### SHORT TASK
Locate the line that contains "The picture is" and the line that contains "number; col: number;". Copy both of them exactly, together with every line between them, and no others.

DATASET EXCERPT start

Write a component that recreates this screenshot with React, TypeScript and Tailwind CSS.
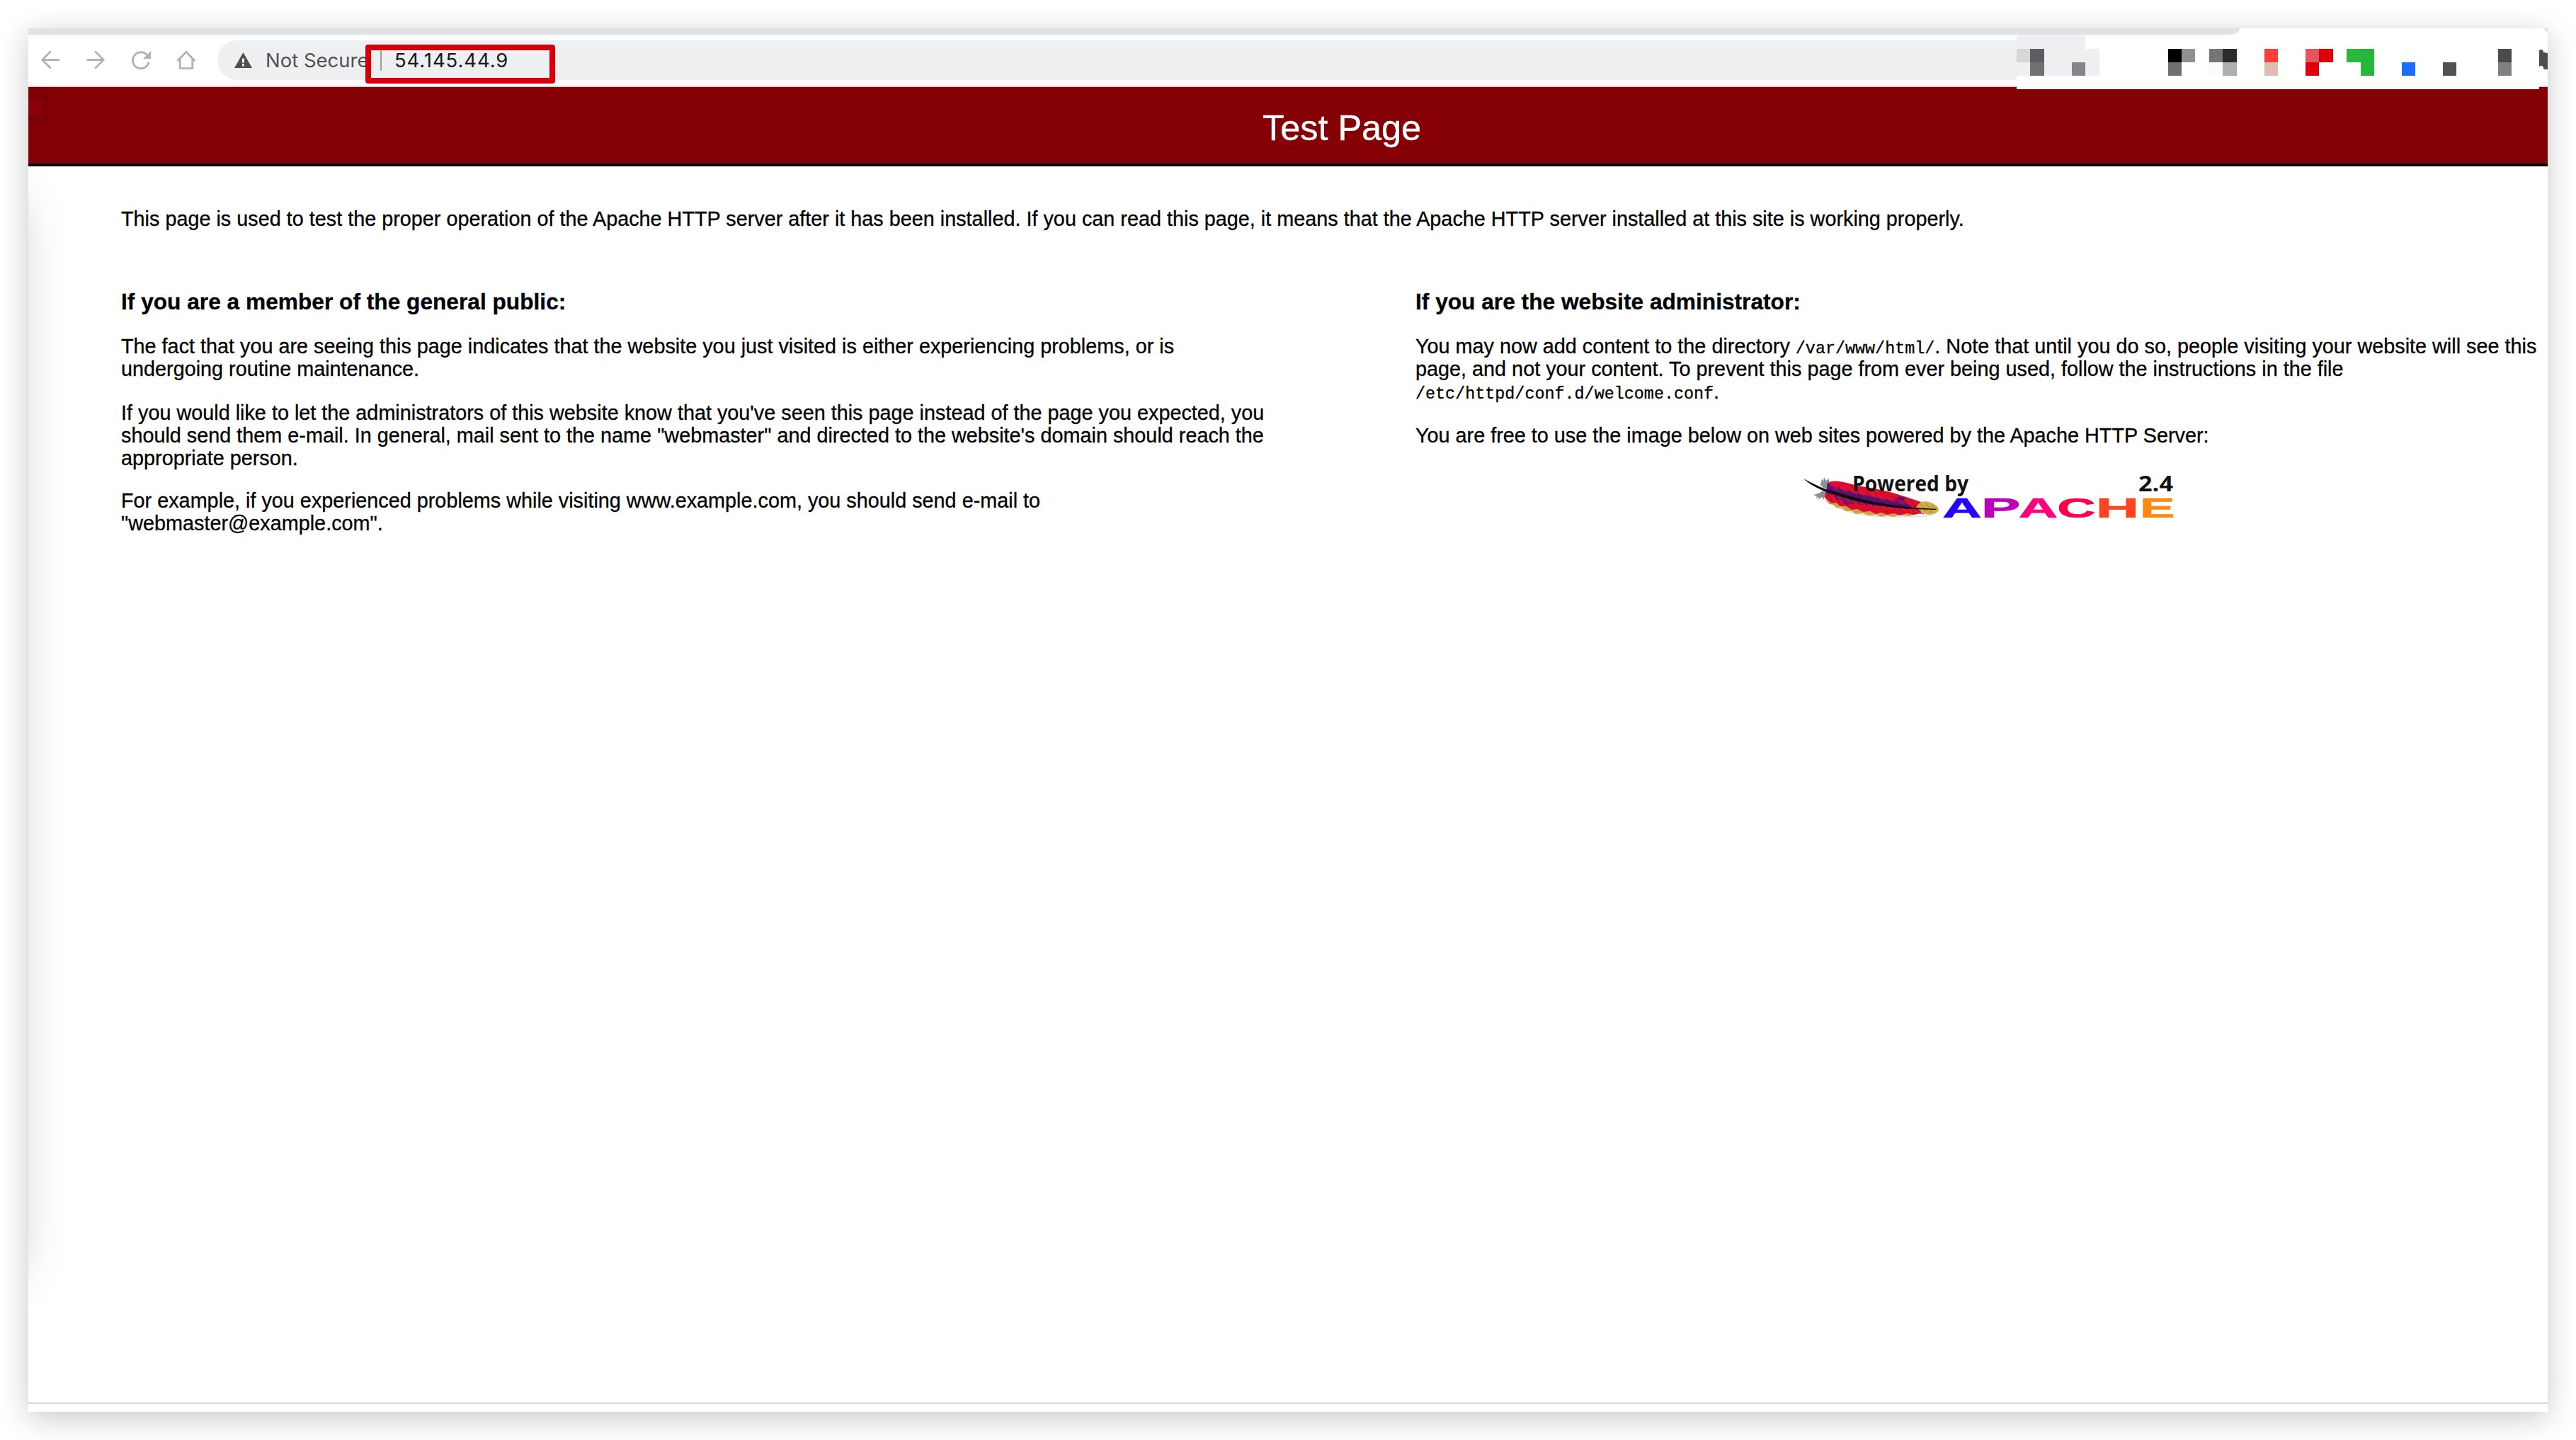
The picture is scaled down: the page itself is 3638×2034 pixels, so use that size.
import React from "react";

type Cell = { row: number; col: number; color: string };

const COLS = 38;
const MOSAIC: Cell[] = [
  { row: 1, col: 0, color: "#d5d6d8" },
  { row: 1, col: 1, color: "#5c5d60" },
  { row: 2, col: 1, color: "#707173" },
  { row: 2, col: 4, color: "#858688" },
  { row: 1, col: 11, color: "#000000" },
  { row: 2, col: 11, color: "#707070" },
  { row: 1, col: 12, color: "#919191" },
  { row: 1, col: 14, color: "#757575" },
  { row: 2, col: 14, color: "#fbfbfb" },
  { row: 1, col: 15, color: "#2c2c2c" },
  { row: 2, col: 15, color: "#aeaeb0" },
  { row: 1, col: 18, color: "#fb3d3d" },
  { row: 2, col: 18, color: "#dfbdb1" },
  { row: 1, col: 21, color: "#e7555f" },
  { row: 2, col: 21, color: "#dc000d" },
  { row: 1, col: 22, color: "#dc000d" },
  { row: 1, col: 24, color: "#2eb73f" },
  { row: 1, col: 25, color: "#27b53a" },
  { row: 2, col: 25, color: "#27b53a" },
  { row: 1, col: 28, color: "#fafcff" },
  { row: 2, col: 28, color: "#1e6dff" },
  { row: 2, col: 31, color: "#525252" },
  { row: 1, col: 35, color: "#4a4a4a" },
  { row: 2, col: 35, color: "#808080" },
];

function cellColor(row: number, col: number) {
  const hit = MOSAIC.find((c) => c.row === row && c.col === col);
  if (hit) return hit.color;
  if (row === 0 && col < 5) return "#eeeff1";
  if ((row === 1 || row === 2) && col < 6) return "#eeeff1";
  return "#ffffff";
}

function Mosaic() {
  const cells = Array.from({ length: COLS * 4 }, (_, i) => i);
  return (
    <div className="absolute left-[2808px] top-[10px] grid h-[76px] w-[738px] grid-cols-[repeat(38,minmax(0,1fr))] grid-rows-4 bg-white">
      {cells.map((i) => (
        <div key={i} style={{ backgroundColor: cellColor(Math.floor(i / COLS), i % COLS) }} />
      ))}
    </div>
  );
}

function NavIcons() {
  return (
    <div className="flex gap-[36px] pl-[17px] text-[#b2b3b4]">
      <svg width="28" height="32" viewBox="0 0 28 32" fill="none" stroke="currentColor" strokeWidth="2.8" strokeLinecap="round" strokeLinejoin="round">
        <path d="M14 4.2 2.6 15.5 14 26.8M3 15.5H25.8" />
      </svg>
      <svg width="28" height="32" viewBox="0 0 28 32" fill="none" stroke="currentColor" strokeWidth="2.8" strokeLinecap="round" strokeLinejoin="round">
        <path d="M14 4.2 25.4 15.5 14 26.8M2.6 15.5H25" />
      </svg>
      <svg width="28" height="32" viewBox="0 0 28 32" fill="none" stroke="currentColor" strokeWidth="2.9" strokeLinecap="round">
        <path d="M22.6 8.6A11.5 11.5 0 1 0 25 19.6" />
        <path d="M28 3v11.2H16.8Z" fill="currentColor" stroke="none" />
      </svg>
      <svg width="28" height="32" viewBox="0 0 28 32" fill="none" stroke="currentColor" strokeWidth="2.9" strokeLinecap="round" strokeLinejoin="round">
        <path d="M2.4 16.2 14 4.4 25.6 16.2" />
        <path d="M5.2 14.5V27.6H22.8V14.5" />
      </svg>
    </div>
  );
}

function BrowserBar() {
  return (
    <div className="relative h-[83px] w-full bg-white">
      <div className="h-[9px] w-[3123px] rounded-br-[14px_9px] bg-[#dfe3e7]" />
      <svg width="6" height="5" viewBox="0 0 6 5" className="absolute right-0 top-0">
        <path d="M0 0H6V5Q2 4 0 0Z" fill="#dfe3e7" />
      </svg>
      <div className="flex h-[72px] items-center">
        <NavIcons />
        <div className="ml-[30px] flex h-[56px] w-[2542px] items-center rounded-l-full bg-[#eeeff1] pl-[24px] font-['Inter'] text-[27.5px] leading-[34px]">
          <svg width="25" height="22" viewBox="0 0 25 22" className="block">
            <path d="M12.5 0 25 22H0Z" fill="#4f5052" />
            <path d="M11 8.5h3v6h-3zM11 16.2h3v3.2h-3z" fill="#eeeff1" />
          </svg>
          <span className="ml-[19px] w-[162px] whitespace-nowrap text-[#505153]">Not Secure</span>
          <span className="h-[30px] w-[2px] bg-[#9c9ea1]" />
          <span className="ml-[18px] whitespace-nowrap tracking-[0.9px] text-[#17181a]">54.145.44.9</span>
        </div>
      </div>
      <div className="h-[2px] w-full bg-[#cfd2d6]" />
      <div className="absolute left-[476px] top-[23px] h-[55px] w-[268px] rounded-[4px] border-[8px] border-[#d2000f]" />
      <Mosaic />
      <svg width="12" height="30" viewBox="0 0 12 30" className="absolute right-0 top-[29px]">
        <path d="M0 2Q3 0 5 2Q6 3 6 5L12 6V29H7Q6 29 6 26Q5 24 3 23.5L0 25Z" fill="#4a4d52" />
      </svg>
    </div>
  );
}

const BARBS = Array.from({ length: 40 }, (_, i) => i);

function Feather() {
  return (
    <g>
      <path d="M24 14 26 5 28 9 29 3 32 8 36 5V20L28 18Z" fill="#84929c" />
      <path d="M29 21 21 26 14 28 19 30 17 33 22 31 21 35 26 31 28 35 33 24Z" fill="#84929c" />
      <path d="M45 44C62 53 90 59 126 59S176 59 187 54" fill="none" stroke="#e2e2e2" strokeWidth="2" />
      <path
        d="M31 34 36 41 42 42 46 46 53 46 60 51 68 51 74 55 84 54 92 57 102 56 110 59 118 57 126 59 136 57 150 58 166 54V45L100 45Z"
        fill="#d4a044"
      />
      <path
        d="M34 12Q36 8 46 8.5C60 10 66 12 75 15L100 19 126 25 145 31 166 38V54L155 56 146 54 136 57 128 54 118 56 110 53 102 55 94 51 84 52 76 48 68 49 60 44 52 44 46 39 40 40 31 33Q29 31 31 27Z"
        fill="#dc0c2c"
      />
      <path
        d="M34 11C44 18 50 19 66 23C82 28 92 28 104 32L128 36 136 30 144 33 140 38 152 42 152 46 106 44 80 42 74 40 60 42 50 35 46 36 44 30 32 25Z"
        fill="#55116e"
      />
      {BARBS.map((i) => {
        const x = 34 + i * 3.3;
        const y = 22 + i * 0.66;
        return (
          <g key={i} fill="none" strokeWidth="1.1">
            <path
              d={`M${x + 6} ${y - 2 + i * 0.03}L${x + 1} ${y - 11 + i * 0.12}`}
              stroke={i % 4 === 0 ? "#7a1266" : "#ee1a34"}
              opacity="0.8"
            />
            <path d={`M${x} ${y + 4}L${x + 7} ${y + 15 - i * 0.2}`} stroke={i % 3 === 0 ? "#9c1050" : "#f01c34"} />
          </g>
        );
      })}
      <path d="M159 46C164 36 172 36 180 39S191 46 191 50C188 55 178 57 171 55Q166 51 159 46Z" fill="#cfae48" />
      <path d="M166 42l4 3m3-5l4 5m3-3l4 4m-14 5l5-2m2 4l5-4" stroke="#9a7a22" strokeWidth="1" />
      <path
        d="M0 5C10 10 20 16 31 19.7C58 28 84 35 106 39C125 42.5 145 45 162 46.4L188 47.8 187 49 160 48.2C140 47.6 120 45.6 104 42.6C78 38.5 52 31 30 22.8C18 18 7 12 0 5Z"
        fill="#15050f"
      />
    </g>
  );
}

const LETTERS = [
  { ch: "A", x: 196.2, sx: 1.95, fill: "#2500ff" },
  { ch: "P", x: 251, sx: 2.11, fill: "#bb00bb" },
  { ch: "A", x: 303.8, sx: 1.95, fill: "#ff007c" },
  { ch: "C", x: 358.2, sx: 1.91, fill: "#ff0048" },
  { ch: "H", x: 412.8, sx: 2.16, fill: "#ff4422" },
  { ch: "E", x: 475.1, sx: 1.88, fill: "#ff8811" },
];

function ApacheLogo() {
  return (
    <svg width="522" height="62" viewBox="0 0 522 62" className="block overflow-visible">
      <Feather />
      <text x="69" y="22.5" textLength="164" lengthAdjust="spacingAndGlyphs" className="font-['Open_Sans'] text-[29.5px] font-bold" fill="#111">
        Powered by
      </text>
      <text x="473" y="22.5" textLength="49" lengthAdjust="spacingAndGlyphs" className="font-['Open_Sans'] text-[30.5px] font-bold" fill="#111">
        2.4
      </text>
      {LETTERS.map((l, i) => (
        <text
          key={i}
          transform={`translate(${l.x} 59.5) scale(${l.sx} 1)`}
          className="font-['Liberation_Sans'] text-[39.3px] font-bold"
          fill={l.fill}
          stroke={l.fill}
          strokeWidth="0.7"
        >
          {l.ch}
        </text>
      ))}
    </svg>
  );
}

function Lines({ className, children }: { className: string; children: React.ReactNode[] }) {
  return (
    <p className={className}>
      {children.map((line, i) => (
        <span key={i} className="block h-[32px] whitespace-nowrap">
          {line}
        </span>
      ))}
    </p>
  );
}

function Mono({ children }: { children: React.ReactNode }) {
  return (
    <span className="font-['Liberation_Mono'] text-[23.4px] leading-none [-webkit-text-stroke:0.3px_black]">{children}</span>
  );
}

export default function App() {
  return (
    <div className="h-[2034px] w-[3638px] overflow-hidden bg-white p-[40px] font-['Liberation_Sans'] text-[28.8px] leading-[32px] text-black">
      <div className="flex h-[1954px] w-[3558px] flex-col bg-white shadow-[0_9px_40px_rgba(0,0,0,0.215)]">
        <div className="relative z-10">
          <BrowserBar />
        </div>
        <header className="relative h-[112px] overflow-hidden border-b-4 border-black bg-[#840004] pl-[1743px] pt-[29px]">
          <div className="absolute left-0 top-0 h-[53px] w-[32px] rounded-br-[8px] border-b border-r border-[#880009] bg-[#7c0006]" />
          <div className="absolute left-0 top-[17px] h-[24px] w-[20px] rounded-r-[3px] bg-[#8a000f]" />
          <h1 className="whitespace-nowrap text-[50.4px] leading-[58px] text-white [-webkit-text-stroke:0.4px_white]">Test Page</h1>
        </header>
        <main className="relative flex-1 overflow-hidden">
          <div className="absolute left-[-220px] top-[50px] h-[1510px] w-[200px] shadow-[0_0_70px_rgba(0,0,0,0.26)]" />
          <div className="relative pl-[131px] pt-[58px] [-webkit-text-stroke:0.3px_black]">
            <p className="whitespace-nowrap">
              This page is used to test the proper operation of the Apache HTTP server after it has been installed. If you can read this page, it means that the Apache HTTP server installed at this site is working properly.
            </p>
            <div className="mt-[83px] flex">
              <section className="w-[1828px]">
                <h2 className="text-[31.68px] font-bold leading-[36px]">If you are a member of the general public:</h2>
                <Lines className="mt-[29px]">
                  {[
                    "The fact that you are seeing this page indicates that the website you just visited is either experiencing problems, or is",
                    "undergoing routine maintenance.",
                  ]}
                </Lines>
                <Lines className="mt-[30px]">
                  {[
                    "If you would like to let the administrators of this website know that you've seen this page instead of the page you expected, you",
                    "should send them e-mail. In general, mail sent to the name \"webmaster\" and directed to the website's domain should reach the",
                    "appropriate person.",
                  ]}
                </Lines>
                <Lines className="mt-[28px]">
                  {[
                    "For example, if you experienced problems while visiting www.example.com, you should send e-mail to",
                    "\"webmaster@example.com\".",
                  ]}
                </Lines>
              </section>
              <section>
                <h2 className="text-[31.68px] font-bold leading-[36px]">If you are the website administrator:</h2>
                <Lines className="mt-[29px]">
                  {[
                    <>
                      You may now add content to the directory <Mono>/var/www/html/</Mono>. Note that until you do so, people visiting your website will see this
                    </>,
                    "page, and not your content. To prevent this page from ever being used, follow the instructions in the file",
                    <>
                      <Mono>/etc/httpd/conf.d/welcome.conf</Mono>.
                    </>,
                  ]}
                </Lines>
                <Lines className="mt-[30px]">
                  {["You are free to use the image below on web sites powered by the Apache HTTP Server:"]}
                </Lines>
                <div className="mt-[40px] pl-[548px] [-webkit-text-stroke:0]">
                  <ApacheLogo />
                </div>
              </section>
            </div>
          </div>
        </main>
        <footer className="h-[13px] border-t-2 border-[#d4d4d9] bg-white" />
      </div>
    </div>
  );
}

DATASET EXCERPT end

### THE REPLY
The picture is scaled down: the page itself is 3638×2034 pixels, so use that size.
import React from "react";

type Cell = { row: number; col: number; color: string };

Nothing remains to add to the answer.